Managed Amazon Machine Image (AMI)

The AWS Cloud compute environment uses an AMI maintained by Seqera, and the pipeline launch procedure assumes that some basic tooling is already present in the image itself. If you want to provide your own AMI, it must include at least the following:

  • Docker engine, configured to be running at startup.
  • CloudWatch agent.
  • The ability to shut down with the shutdown command. If this is missing, EC2 instances will keep running and accumulate additional costs.

Advanced options

  • Instance Type: The EC2 instance type used by the compute environment. Choosing the instance type will directly allocate the CPU and memory available for computation. See EC2 instance types for a comprehensive list of instance types and their resource limitations.
  • Graviton architecture: Enable the use of Graviton instances.
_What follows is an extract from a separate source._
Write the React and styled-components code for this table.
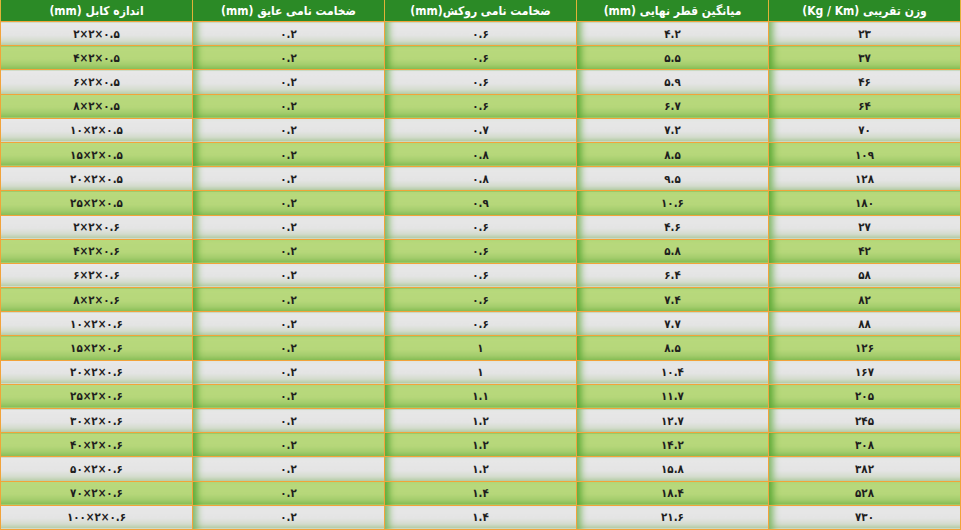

AWS Graviton processors, based on the ARM64 architecture, tend to offer a better performance-to-price ratio, however, the tooling used by your pipelines must be compatible with ARM architecture.
  • AMI ID: The ID of the AMI that will be used to launch the EC2 instance. Use Seqera-maintained AMIs for best performance.
  • Key pair: The EC2 key pair https://docs.aws.amazon.com/AWSEC2/latest/UserGuide/ec2-key-pairs.html to enable SSH connectivity to the running instance. If unspecified, no SSH key will be present in the running EC2 instance.
  • VPC ID: The ID of the VPC where the EC2 instance will be launched. If unspecified, the default VPC will be used.
  • Subnets: The list of VPC subnets where the EC2 instance will run. If unspecified, all the subnets of the VPC will be used.
  • Security groups: The security groups the EC2 instance will be a part of. If unspecified, no security groups will be used.
  • Instance Profile: The ARN of the InstanceProfile used by the EC2 instance to assume a role while running. If unspecified, Seqera will provision one with enough permissions to run.
  • Boot disk size: The size of the EBS boot disk for the EC2 instance. If undefined, a default 50 GB gp3 volume will be used.